We slam the doors shut, the dent from the tree we hit and meandering windshield cracks prominent. Further down the driveway at the mailbox, we drop our taxes off, which are taped up in a homemade envelope made from a paper grocery sack. There are over a dozen 2 cent and 4 cent stamps covering the front.
I turn around to the back seat throughout the car ride, spooning yogurt and handing pancakes to the two oldest for breakfast.
Later that day, we’ll call a friend last minute to see if she wants to come over for some homemade soup we started that morning in the crock pot. She comes, and we don’t apologize for the beach towel that still faithfully serves as our bathroom wall five months into living in the tiny house. Instead, we laugh and celebrate under the string lights with a jug of Carlo Rossi poured into Mason jars.
Comedian Jim Gaffigan has a classic sketch about McDonald’s. You find out that somebody you know frequents McDonald’s, and you can’t help thinking, “Well well well! I didn’t know I was better than you.”

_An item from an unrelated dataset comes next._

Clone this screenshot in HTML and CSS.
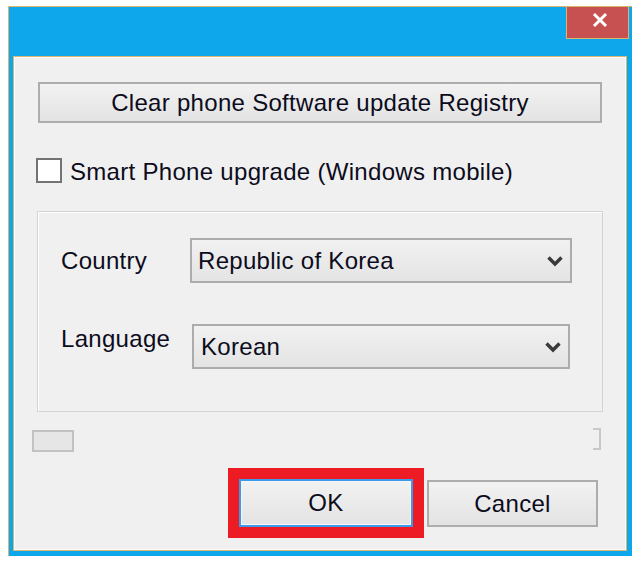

But the thing is, everyone has their own McDonald’s. Life is messy. Everyone takes the quick and dirty path sometimes, everyone cuts corners somewhere, because life, much more pursuing the things that matter, can be exhausting.
And looks can be deceiving.
So what does success look like? What does poverty look like? And through all this, what about the heart? What about spiritual poverty amidst material plenty? And the reverse, a life as a diamond in the rough, but a diamond nonetheless?
Big Country and I laugh about when we’re old and we’re still scrounging curbs for furniture and the Salvation Army for free bread but are also buying a third house to rent out and someday gift to our kids on their wedding day.
The kids will have their own prejudices to overcome, and maybe they will think we’re absolutely crazy . . . but just maybe they’ll feel pride that we gave it our all for them, too.